Wednesday, 11 July 2018

Care Partner Wednesday--What Does "Keep Comfortable" Mean?

This is it.

From the time you became a care partner, you knew this day would come. You thought about it logically, had difficult conversations, and made impossible decisions leading up to it. You knew it was coming. You saw the signs. But your heart refused to see what your head knew.

Until today. Today, the doctor declared your elder end-of-life and said that they would keep him comfortable.

What does end-of-life mean, and what do they mean by comfortable?

End-of-life refers to the time before a person's death when it is evident their body is shutting down, and death is imminent. It's different from palliative care, which refers to a person who cannot be cured and is supported by the best quality of life possible until they are end-of-life.

What is "keeping comfortable"?

  • All unnecessary medications are stopped. Vitamin D, blood pressure and even heart medications are discontinued.
  • All regular treatments such as blood work and blood pressure are ended.
  • Special care is taken to ensure the skin doesn't break down because this is painful. The person is repositioned every two hours and a mattress may be ordered which is specially designed to redistribute body position when the elder can't. 
  • Impeccable care is taken to ensure the person is clean and dry because this also protects the skin.
  • Mouth care is done with soft toothbrushes and a special solution which keeps the mouth fresh and inhibits bacteria. Vaseline is put on the lips and creams on the skin.
  • Staff watch closely for any sign of pain. The dying person may not be able to express what they are feeling, but restlessness, grimacing and moaning may indicate pain. 
  • Often, a port is inserted so that pain medication can be given without constantly needing to inject. 
What can you do?
So many things. Here are just a few:
  • Talk. The hearing is the last sense to go, and this is your last chance to speak those words of love to them.
  • Mouth care. Ask the nurses how to do it. It's simple and can make your elder feel so much better.
  • Rub lotion on hands and feet.
  • Sing. Hymns or popular songs you know they love. You never know what might get a response. Even if it doesn't, they may have heard, and it can only bring pleasure.
  • Read scripture, especially familiar verses that bring comfort.
  • Be there. That's all that's needed, really. 
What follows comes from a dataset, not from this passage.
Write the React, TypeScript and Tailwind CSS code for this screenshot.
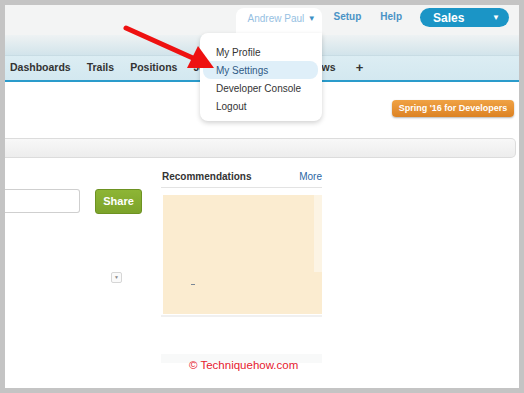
export default function App() {
  return (
    <div className="w-[524px] h-[393px] bg-[#c4c4c4] p-[5px] font-['Liberation_Sans',Arial,sans-serif]">
      <div className="relative w-[514px] h-[383px] bg-white overflow-hidden flex flex-col">
        {/* top header */}
        <div className="h-[30px] bg-[#f3f4f4] flex items-start justify-end pr-[10px] pt-[3px] shrink-0">
          <div className="w-[86px] h-[27px] bg-white rounded-t-[8px] flex items-start pt-[5px] pl-[12px] text-[10px] text-[#6aa6d6] leading-[12px]">
            <span className="opacity-70">Andrew Paul</span>
            <span className="ml-auto mr-[6px] text-[8px] text-[#3d8fc4]">▼</span>
          </div>
          <div className="ml-[12px] mt-[3px] text-[10px] font-bold text-[#4a93c6] leading-[12px]">Setup</div>
          <div className="ml-[19px] mt-[3px] text-[10px] font-bold text-[#4a93c6] leading-[12px]">Help</div>
          <div className="ml-[18px] w-[89px] h-[19px] rounded-full bg-[#1b95c6] flex items-center pl-[13px] pr-[9px] text-white">
            <span className="text-[12px] font-bold">Sales</span>
            <span className="ml-auto text-[8px]">▼</span>
          </div>
        </div>
        {/* gradient band */}
        <div className="h-[21px] bg-linear-to-b from-[#eef2f3] to-[#d2e4eb] border-b border-[#c8dce4] shrink-0" />
        {/* nav */}
        <div className="h-[24px] bg-linear-to-b from-[#dcedf3] to-[#d3e8f0] flex items-center pl-[5px] gap-[16px] text-[10.5px] font-bold text-[#333] shrink-0">
          <span>Dashboards</span>
          <span>Trails</span>
          <span>Positions</span>
          <span>Job Applications</span>
          <span>Reviews</span>
          <span className="text-[13px] ml-[4px]">+</span>
        </div>
        <div className="h-[2px] bg-[#2a9bcb] shrink-0" />

        {/* body */}
        <div className="mt-[18px] flex justify-end pr-[5px]">
          <div className="w-[122px] h-[17px] rounded-[4px] bg-linear-to-b from-[#f0a244] to-[#dc8222] shadow-[0_1px_2px_rgba(0,0,0,0.3)] flex items-center justify-center text-white text-[9px] font-bold">
            Spring &apos;16 for Developers
          </div>
        </div>
        <div className="mt-[21px] mr-[3px] h-[20px] rounded-r-[5px] border border-l-0 border-[#dcdcdc] bg-linear-to-b from-[#f8f8f8] to-[#ededed]" />

        <div className="flex">
          <div className="w-[137px] flex flex-col">
            <div className="mt-[31px] flex">
              <div className="w-[75px] h-[24px] border border-l-0 border-[#cfcfcf] rounded-r-[3px] bg-white" />
              <div className="ml-[15px] w-[47px] h-[25px] rounded-[3px] bg-linear-to-b from-[#8db535] to-[#7ca32a] border border-[#6d9222] flex items-center justify-center text-white text-[11px] font-bold">
                Share
              </div>
            </div>
            <div className="mt-[58px] ml-[106px] w-[11px] h-[11px] rounded-[2px] border border-[#d6d6d6] bg-[#fafafa] flex items-center justify-center text-[5px] text-[#888]">
              ▼
            </div>
          </div>

          <div className="ml-[19px] w-[161px] flex flex-col">
            <div className="pt-[12px] pb-[3px] flex items-center leading-[14px] border-b border-[#e3e3e3]">
              <span className="ml-[1px] text-[10px] font-bold text-[#333]">Recommendations</span>
              <span className="ml-auto text-[10px] text-[#2b67a4]">More</span>
            </div>
            <div className="mt-[7px] ml-[2px] flex flex-col">
              <div className="flex h-[77px]">
                <div className="flex-1 bg-[#fbecd0]" />
                <div className="w-[8px] bg-[#fcf4e4]" />
              </div>
              <div className="h-[42px] bg-[#fbecd0] pt-[12px] pl-[28px]">
                <div className="w-[4px] h-[1px] bg-[#7a8796]" />
              </div>
            </div>
            <div className="mt-[1px] h-[2px] bg-[#f0f0f0]" />
            <div className="mt-[37px] h-[9px] bg-[#f8f9f9]" />
          </div>
        </div>

        {/* dropdown menu */}
        <div className="absolute left-[195px] top-[28px] w-[122px] h-[88px] bg-white rounded-[8px] rounded-tr-none shadow-[0_2px_5px_rgba(0,0,0,0.18)] pt-[10px] flex flex-col text-[10px] text-[#333]">
          <div className="h-[18px] flex items-center pl-[16px]">My Profile</div>
          <div className="h-[18px] flex items-center pl-[13px] ml-[3px] mr-[4px] rounded-[8px] bg-[#dfeff9] text-[#2f5a86]">My Settings</div>
          <div className="h-[18px] flex items-center pl-[16px]">Developer Console</div>
          <div className="h-[18px] flex items-center pl-[16px]">Logout</div>
        </div>

        {/* red arrow */}
        <svg className="absolute left-0 top-0 pointer-events-none" width="514" height="383" viewBox="0 0 514 383">
          <line x1="121" y1="23" x2="190" y2="54" stroke="#ee1111" strokeWidth="5" strokeLinecap="round" />
          <polygon points="209,63 182,63 193,41" fill="#ee1111" />
        </svg>

        {/* watermark */}
        <div className="absolute left-[184px] top-[353px] text-[11.5px] leading-[14px] text-[#e5202e]">
          © Techniquehow.com
        </div>
      </div>
    </div>
  );
}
Families ask, "How long?" No one knows. Sometimes it's just hours, sometimes a day or a week. There are many factors affecting how long a person takes to die. There may be times when you struggle with exhaustion, and you wonder if you can last another day. Remember, you won't have this time again. Today, this day, or few days or this week, are the end of a long journey you have walked together.


 Care Partner Wednesday---What Does "Keep Comfortable" Mean?